Letebele indicated that it is therefore confusing that a project which is critical to the functioning of an institution such as this one would commence without a well-defined plan.
Furthermore, the accounting and maintenance of records for the supplies items were not of the standard prescribed by the Supplies Regulations and Procedures in that the supplies ledger cards, the main accounting records for Government assets, were not properly maintained for the recording of receipts and issues.
This had resulted in significant discrepancies between physical and ledger balances, while in other instances the supplies items had not been recorded at all.
The report says 24 of the 91 new computers found in the computer laboratory at Kumakwane ABC campus were not recorded anywhere, as were the other computers in the storeroom which could not be counted due to the disorderly storage conditions.
The institution had entered into a contract agreement with a security company for the provision of security services at Tshwaragano Brigade, ABC and Horticulture campuses at Kumakwane for a 2-year period which ended in June 2018, WeekendPost learnt.
After the contract expired in June 2018, an extension was granted till the 30th September 2018. Since then, there has been no security service coverage for the institution to-date. According to Auditor General, in the face of prevailing crimes, it is of paramount importance that government properties be protected by provision of security services at all times.
At Tlokweng Brigade, it was noted that the kitchen staff were working under difficult conditions as the kitchen facilities and equipment, such as the cold room, tilting pot, food warmers and solar power for hot water were dysfunctional. The kitchen roof was leaking and men’s restrooms was not working. All these need to be brought to a reasonable and functional state of repair.

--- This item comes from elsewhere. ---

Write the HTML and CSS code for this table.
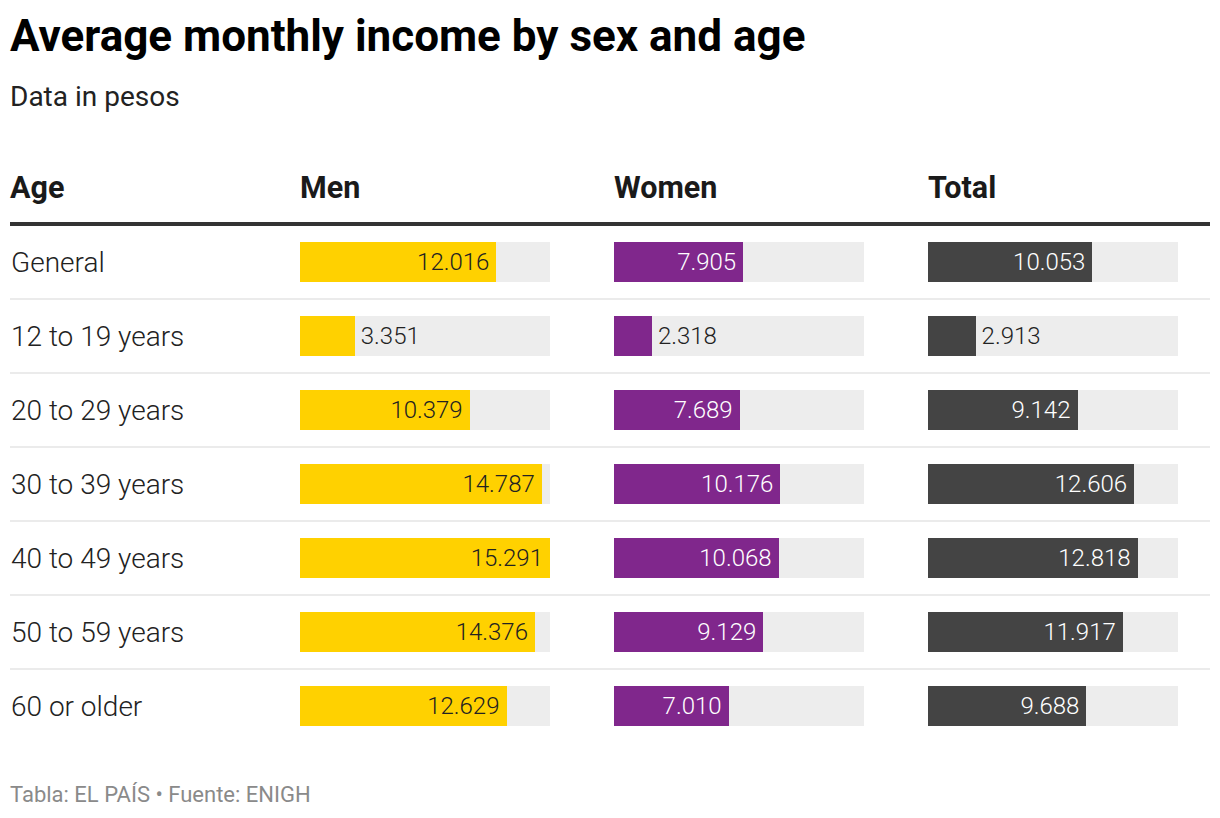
FILE: index.html
```html
<!DOCTYPE html>
<html lang="en">
<head>
<meta charset="utf-8">
<title>Average monthly income by sex and age</title>
<link rel="stylesheet" href="styles.css">
</head>
<body>
<div class="page">
  <h1 class="title">Average monthly income by sex and age</h1>
  <p class="subtitle">Data in pesos</p>

  <div class="table">
    <div class="row head">
      <div class="cell">Age</div>
      <div class="cell">Men</div>
      <div class="cell">Women</div>
      <div class="cell">Total</div>
    </div>

    <div class="row">
      <div class="cell label">General</div>
      <div class="cell"><div class="track"><div class="fill men" style="width:196.4px"><span class="val">12.016</span></div></div></div>
      <div class="cell"><div class="track"><div class="fill women" style="width:129.2px"><span class="val">7.905</span></div></div></div>
      <div class="cell"><div class="track"><div class="fill total" style="width:164.4px"><span class="val">10.053</span></div></div></div>
    </div>

    <div class="row">
      <div class="cell label">12 to 19 years</div>
      <div class="cell"><div class="track"><div class="fill men" style="width:54.8px"></div><span class="val out">3.351</span></div></div>
      <div class="cell"><div class="track"><div class="fill women" style="width:37.9px"></div><span class="val out">2.318</span></div></div>
      <div class="cell"><div class="track"><div class="fill total" style="width:47.6px"></div><span class="val out">2.913</span></div></div>
    </div>

    <div class="row">
      <div class="cell label">20 to 29 years</div>
      <div class="cell"><div class="track"><div class="fill men" style="width:169.7px"><span class="val">10.379</span></div></div></div>
      <div class="cell"><div class="track"><div class="fill women" style="width:125.7px"><span class="val">7.689</span></div></div></div>
      <div class="cell"><div class="track"><div class="fill total" style="width:149.5px"><span class="val">9.142</span></div></div></div>
    </div>

    <div class="row">
      <div class="cell label">30 to 39 years</div>
      <div class="cell"><div class="track"><div class="fill men" style="width:241.8px"><span class="val">14.787</span></div></div></div>
      <div class="cell"><div class="track"><div class="fill women" style="width:166.4px"><span class="val">10.176</span></div></div></div>
      <div class="cell"><div class="track"><div class="fill total" style="width:206.1px"><span class="val">12.606</span></div></div></div>
    </div>

    <div class="row">
      <div class="cell label">40 to 49 years</div>
      <div class="cell"><div class="track"><div class="fill men" style="width:250px"><span class="val">15.291</span></div></div></div>
      <div class="cell"><div class="track"><div class="fill women" style="width:164.6px"><span class="val">10.068</span></div></div></div>
      <div class="cell"><div class="track"><div class="fill total" style="width:209.6px"><span class="val">12.818</span></div></div></div>
    </div>

    <div class="row">
      <div class="cell label">50 to 59 years</div>
      <div class="cell"><div class="track"><div class="fill men" style="width:235.0px"><span class="val">14.376</span></div></div></div>
      <div class="cell"><div class="track"><div class="fill women" style="width:149.3px"><span class="val">9.129</span></div></div></div>
      <div class="cell"><div class="track"><div class="fill total" style="width:194.8px"><span class="val">11.917</span></div></div></div>
    </div>

    <div class="row last">
      <div class="cell label">60 or older</div>
      <div class="cell"><div class="track"><div class="fill men" style="width:206.5px"><span class="val">12.629</span></div></div></div>
      <div class="cell"><div class="track"><div class="fill women" style="width:114.6px"><span class="val">7.010</span></div></div></div>
      <div class="cell"><div class="track"><div class="fill total" style="width:158.4px"><span class="val">9.688</span></div></div></div>
    </div>
  </div>

  <p class="footer">Tabla: EL PAÍS • Fuente: ENIGH</p>
</div>
</body>
</html>
```

FILE: styles.css
```css
* { box-sizing: border-box; }

html, body {
  margin: 0;
  padding: 0;
  background: #ffffff;
}

body {
  font-family: Roboto, "Liberation Sans", sans-serif;
  color: #222222;
}

.page {
  width: 1220px;
  padding: 10px 10px 0 10px;
}

.title {
  margin: 0;
  font-size: 44px;
  line-height: 52px;
  font-weight: 700;
  color: #000000;
}

.subtitle {
  margin: 18px 0 0 0;
  font-size: 28px;
  line-height: 34px;
  font-weight: 400;
  color: #222222;
}

.table {
  margin-top: 56px;
  width: 1200px;
}

.row {
  display: grid;
  grid-template-columns: 290px 314px 314px 282px;
  align-items: center;
  height: 74px;
  border-bottom: 2px solid #ebebeb;
}

.row.head {
  height: 56px;
  align-items: start;
  border-bottom: 4px solid #333333;
  font-size: 30.5px;
  line-height: 36px;
  font-weight: 700;
  color: #1a1a1a;
}

.row.last {
  border-bottom: none;
  height: 72px;
}

.label {
  font-size: 28px;
  font-weight: 300;
  color: #222222;
  padding-left: 1px;
}

.track {
  position: relative;
  display: flex;
  align-items: center;
  width: 250px;
  height: 40px;
  background: #ededed;
}

.fill {
  height: 40px;
  display: flex;
  align-items: center;
  justify-content: flex-end;
  padding-right: 7px;
  flex: none;
}

.fill.men { background: #ffd100; color: #222222; }
.fill.women { background: #80278c; color: #ffffff; }
.fill.total { background: #444444; color: #ffffff; }

.val {
  font-size: 24px;
  font-weight: 300;
  line-height: 40px;
  white-space: nowrap;
}

.val.out {
  color: #222222;
  padding-left: 6px;
}

.footer {
  margin: 40px 0 0 0;
  font-size: 22px;
  line-height: 26px;
  color: #8a8a8a;
  font-weight: 400;
}
```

The kitchen staff should use a purpose-designed Rations Ledger for the recording of receipts and issues of foodstuffs to reflect the usage of those items. As far back as 2014 the Department of Buildings and Engineering Services had found that the house occupied by the bursar was uninhabitable on account of structural defects, the report said.
A site visit during the audit had established that the house was indeed unfit for occupation as there were cracks on the walls, power switches were not working and the roof was leaking. On a sadder note, there were a number of finished items of clothing, such as dresses, shirts, and jackets from students’ practical exercises from the Fashion Design Textiles Workshop.
Auditor General shared her take on this, saying: “I have not been able to ascertain the policy on the disposal of products from these practicals. A trace of 103 green acid-proof overalls which had been purchased in August 2018 had indicated that there was no record of these items having been recorded or issued, nor were they available in stock. I was not able to obtain any explanation for this situation.”
Kgatleng brigade was also audited and inspected by Auditor General who observed that the brigade has 26 institutional houses at Bokaa, both old campus and new campus. Some of these houses are very old and dilapidated, with two declared uninhabitable. The condition of the houses is a clear indication of lack of care and maintenance of these properties.
At the time of the audit, there was no contractor engaged for the provision of security guard services at the new campus, after expiry of the previous one in July 2019. It is hoped that steps would be taken to safeguard the security of the premises and government properties against any acts of hooliganism.
In August 2019, there was a break-in at the electrical and at the plumbing maintenance workshops and a number of high value items, such as drilling machines, bolt cutters, spanners and cables, were stolen. The break-in and theft were reported to the police.
“However, at the time of writing this report I was not aware of the outcome of the police investigation, nor of any loss report submitted in terms of the Supplies Regulations and Procedures,” Letebele said.